В. Распутин никогда бы не смог искать согласия только в атмосфере чистого духа. Только там, где дух, играя с собой, устраивает свои дела. И недаром он ищет в спившемся попутчике человека, недаром, напрягая зрение, хочет прочесть в его безнадежно смотрящих на мир глазах «ответное чувство». Крик Герольда «Не могу-у», похожий на плач по самому себе, по обрывающейся в темной дали цепи рода, — это все-таки крик неомертвевшей ткани, не распадшегося насовсем сознания.
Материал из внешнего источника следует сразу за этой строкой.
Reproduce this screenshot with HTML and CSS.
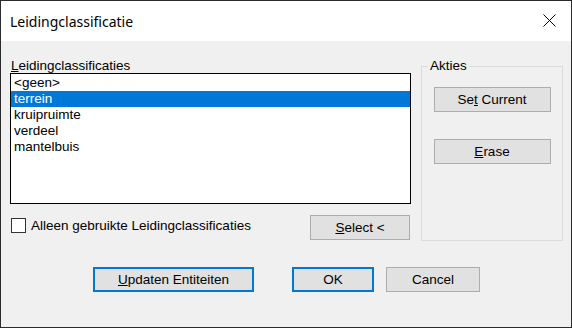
FILE: index.html
```html
<!DOCTYPE html>
<html lang="nl">
<head>
    <meta charset="UTF-8">
    <meta name="viewport" content="width=device-width, initial-scale=1.0">
    <title>Leidingclassificatie</title>
    <link rel="stylesheet" href="styles.css">
</head>
<body>
    <div class="dialog">
        <div class="titlebar">
            <span class="title">Leidingclassificatie</span>
            <svg class="close" width="13" height="13" viewBox="0 0 13 13">
                <path d="M0.5 0.5 L12.5 12.5 M12.5 0.5 L0.5 12.5" stroke="#000" stroke-width="1" fill="none"/>
            </svg>
        </div>
        <div class="content">
            <div class="top">
                <div class="left">
                    <div class="list-label"><u>L</u>eidingclassificaties</div>
                    <ul class="listbox">
                        <li>&lt;geen&gt;</li>
                        <li class="selected">terrein</li>
                        <li>kruipruimte</li>
                        <li>verdeel</li>
                        <li>mantelbuis</li>
                    </ul>
                    <div class="check-row">
                        <label class="check"><span class="box"></span><span>Alleen <u>g</u>ebruikte Leidingclassificaties</span></label>
                        <button class="btn select"><u>S</u>elect &lt;</button>
                    </div>
                </div>
                <fieldset class="group">
                    <legend>Akties</legend>
                    <button class="btn wide">Se<u>t</u> Current</button>
                    <button class="btn wide erase"><u>E</u>rase</button>
                </fieldset>
            </div>
            <div class="actions">
                <button class="btn default update"><u>U</u>pdaten Entiteiten</button>
                <button class="btn default ok">OK</button>
                <button class="btn cancel">Cancel</button>
            </div>
        </div>
    </div>
</body>
</html>
```

FILE: styles.css
```css
* { box-sizing: border-box; }
body { margin: 0; font-family: "Liberation Sans", Arial, sans-serif; font-size: 13.5px; color: #000; }
.dialog { width: 572px; height: 328px; border: 1px solid #2b2b2b; background: #f0f0f0; }
.titlebar { height: 40px; background: #fff; display: flex; align-items: center; justify-content: space-between; padding: 0 15px 0 9px; }
.title { font-family: "Noto Sans", sans-serif; font-size: 14px; line-height: 40px; padding-top: 1px; }
.close { display: block; margin-top: -1px; }
.content { padding: 17px 8px 0 9px; }
.top { display: flex; align-items: flex-start; gap: 10px; }
.left { width: 401px; }
.list-label { line-height: 15px; height: 15px; padding-left: 1px; }
.listbox { list-style: none; margin: 0; padding: 1px 0 0; height: 131px; border: 1px solid #000; background: #fff; }
.listbox li { line-height: 16px; height: 16px; padding-left: 3px; }
.listbox li.selected { background: #0078d7; color: #fff; }
.check-row { display: flex; justify-content: space-between; align-items: flex-start; margin-top: 11px; padding-right: 1px; }
.check { display: flex; align-items: center; gap: 5px; margin-top: 3px; padding-left: 1px; line-height: 15px; }
.box { width: 15px; height: 15px; border: 1px solid #333; background: #fff; }
.btn { font-family: inherit; font-size: 13.5px; color: #000; height: 25px; background: #e1e1e1; border: 1px solid #adadad; padding: 0; line-height: 22px; }
.btn.default { border: 2px solid #0078d7; }
.select { width: 100px; }
.group { width: 142px; margin: 0; padding: 0 0 76px; border: 1px solid #dcdcdc; display: flex; flex-direction: column; align-items: center; }
.group legend { margin-left: 6px; padding: 0 2px; line-height: 16px; }
.wide { width: 117px; margin-top: 13px; }
.wide.erase { margin-top: 27px; }
.actions { display: flex; margin-top: 26px; padding-left: 83px; }
.update { width: 161px; }
.ok { width: 82px; margin-left: 38px; }
.cancel { width: 94px; margin-left: 12px; }
```
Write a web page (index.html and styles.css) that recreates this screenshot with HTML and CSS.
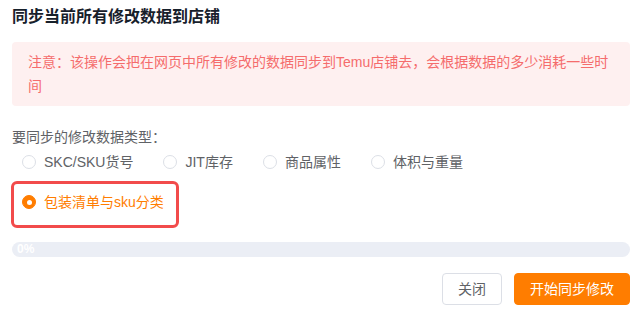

Он кричит «не могу-у», потому что не может сжиться со своим падением, потому что хотя бы на этот вопль у него еще остались силы. И он еще способен разглядеть в горячащемся рядом поборнике справедливости — человека в трико (которого В. Распутин так и называет: «трико») — демагога и пустобреха. Он припечатывает это «трико» одним убийственным словом — «порожняк».
«— Порож-няк! — звучно, со сластью кинул ему мужик», — пишет В. Распутин и добавляет: «откуда и красоты такие взялись в этом голосе».
Раз у человека нашлось живое слово, значит, он еще не погиб. Значит, в нем жива душа. Значит, и его страшное лицо, которое автор видит в конце рассказа приплюснутым к вагонному стеклу, немо кричащим свое «не могу-у», еще способно на ответ.
В. Распутин остается В. Распутиным. И когда он пишет о заброшенной дороге вдоль Байкала, о городской «саранче», которая, слетев с поезда, устремляется в леса, проносясь мимо пустых и черных, как «гробы», домов, где никто не живет, мы вспоминаем «Последний срок» и «Прощание с Матерой». Но некая подъемная сила и «тяга» возносят нас в его новых рассказах резко вверх.